The IRS also reminds taxpayers that a trusted tax professional can provide helpful information and advice about the ever-changing tax code. Tips for choosing a return preparer and details about national tax professional groups are available on IRS.gov.

The IRS also reminds taxpayers that they should keep copies of their prior-year tax returns for at least three years. Taxpayers who are changing tax software products this filing season will need their adjusted gross income from their 2015 tax return in order to file electronically. The Electronic Filing Pin is no longer an option. Taxpayers can visit IRS.Gov/GetReady for more tips on preparing to file their 2016 tax return.


Renewal Reminder for Individual Taxpayer Identification Numbers (ITINS)

ITINs are used by people who have tax-filing or payment obligations under U.S. law but are not eligible for a Social Security number. Under a recent change in law, any ITIN not used on a tax return at least once in the past three years will expire on Jan. 1, 2017. In addition, any ITIN with middle digits of either 78 or 79 (9NN-78-NNNN or 9NN-79-NNNN) will also expire next month.

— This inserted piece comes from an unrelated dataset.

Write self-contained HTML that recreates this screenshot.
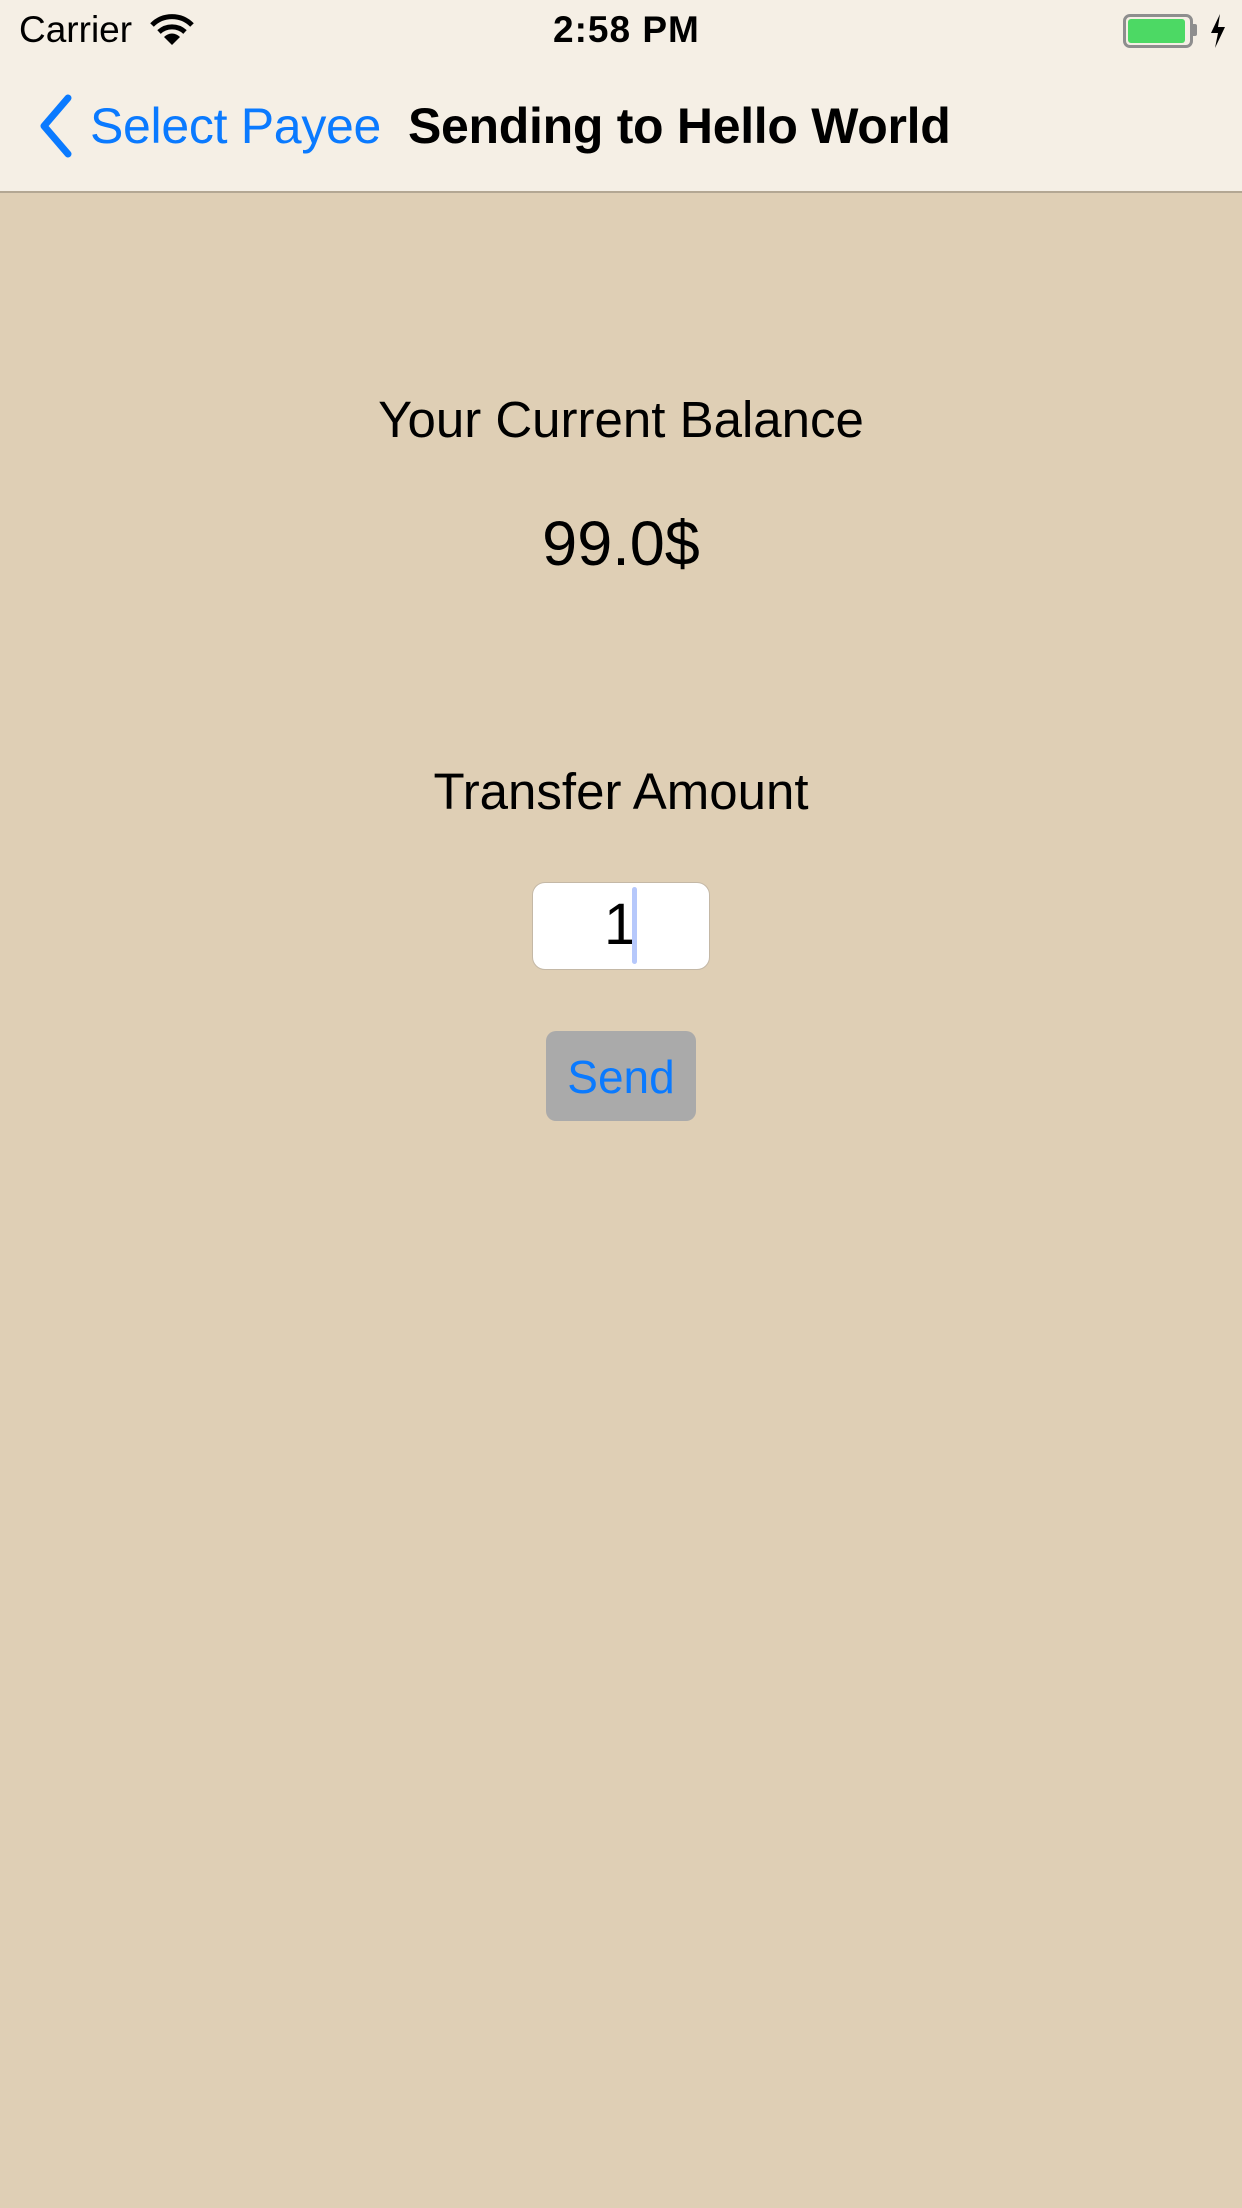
<!DOCTYPE html>
<html><head><meta charset="utf-8"><style>
html,body{margin:0;padding:0}
body{width:1242px;height:2208px;background:#dfcfb5;position:relative;overflow:hidden;font-family:"Liberation Sans",sans-serif;color:#000}
.nav{position:absolute;left:0;top:0;width:1242px;height:191px;background:#f5efe5;border-bottom:2px solid #b3a793}
.abs{position:absolute;white-space:nowrap}
.c{left:0;width:1242px;text-align:center}
</style></head><body>
<div class="nav">
  <div class="abs" style="left:19px;top:9px;font-size:37px;">Carrier</div>
  <svg class="abs" style="left:150px;top:14px" width="44" height="32" viewBox="0 0 44 32">
    <path d="M2 11 A28 28 0 0 1 42 11" fill="none" stroke="#000" stroke-width="5"/>
    <path d="M9 18 A19 19 0 0 1 35 18" fill="none" stroke="#000" stroke-width="5"/>
    <path d="M22 31 L14 23 A11 11 0 0 1 30 23 Z" fill="#000"/>
  </svg>
  <div class="abs" style="left:553px;top:9px;font-size:37px;font-weight:bold;letter-spacing:1px">2:58 PM</div>
  <div class="abs" style="left:1123px;top:14px;width:64px;height:28px;border:3px solid #8e8e8e;border-radius:7px;"></div>
  <div class="abs" style="left:1128px;top:19px;width:57px;height:24px;background:#4cd964;border-radius:3px;"></div>
  <div class="abs" style="left:1193px;top:24px;width:4px;height:12px;background:#8e8e8e;border-radius:0 2px 2px 0"></div>
  <svg class="abs" style="left:1208px;top:14px" width="20" height="34" viewBox="0 0 20 34"><path d="M12 0 L3 19 L10 19 L7 34 L17 13 L10 13 Z" fill="#000"/></svg>
  <svg class="abs" style="left:36px;top:94px" width="42" height="64" viewBox="0 0 42 64"><path d="M32 4 L8 32 L32 60" fill="none" stroke="#0a7aff" stroke-width="7" stroke-linecap="round" stroke-linejoin="round"/></svg>
  <div class="abs" style="left:90px;top:97px;font-size:50px;letter-spacing:-0.3px;color:#0a7aff;">Select Payee</div>
  <div class="abs" style="left:408px;top:97px;font-size:50px;letter-spacing:-0.3px;font-weight:bold;">Sending to Hello World</div>
</div>
<div class="abs c" style="top:390px;font-size:51px;">Your Current Balance</div>
<div class="abs c" style="top:508px;font-size:63px;">99.0$</div>
<div class="abs c" style="top:762px;font-size:51px;">Transfer Amount</div>
<div class="abs" style="left:532px;top:882px;width:176px;height:86px;background:#fff;border:1px solid #c4b8a6;border-radius:13px;"></div>
<div class="abs" style="left:604px;top:891px;font-size:58px;">1</div>
<div class="abs" style="left:632px;top:887px;width:5px;height:77px;background:#b6c8fb;border-radius:3px"></div>
<div class="abs" style="left:546px;top:1031px;width:150px;height:90px;background:#aaaaaa;border-radius:10px;"></div>
<div class="abs" style="left:546px;top:1050px;width:150px;text-align:center;font-size:46px;color:#0a7aff;">Send</div>
</body></html>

This means that anyone with an expiring ITIN and a need to file a tax return in the upcoming filing season should file a renewal application in the next few weeks to avoid lengthy refund and processing delays. Failure to renew early could result in refund delays and denial of some tax benefits until the ITIN is renewed.

An ITIN renewal application filed now will be processed before one submitted at the height of tax season from mid-January to February. Currently, a complete and accurate renewal application can be processed in as little as seven weeks. But this timeframe is expected to expand to 11 weeks during tax season.

Several common errors are currently slowing down or holding up ITIN renewal applications. The mistakes generally center on missing information, and/or insufficient supporting documentation. ITIN renewal applicants should be sure to use the latest version of Form W-7, revised September 2016. The most current version of the form, along with its instructions, are posted on IRS.gov.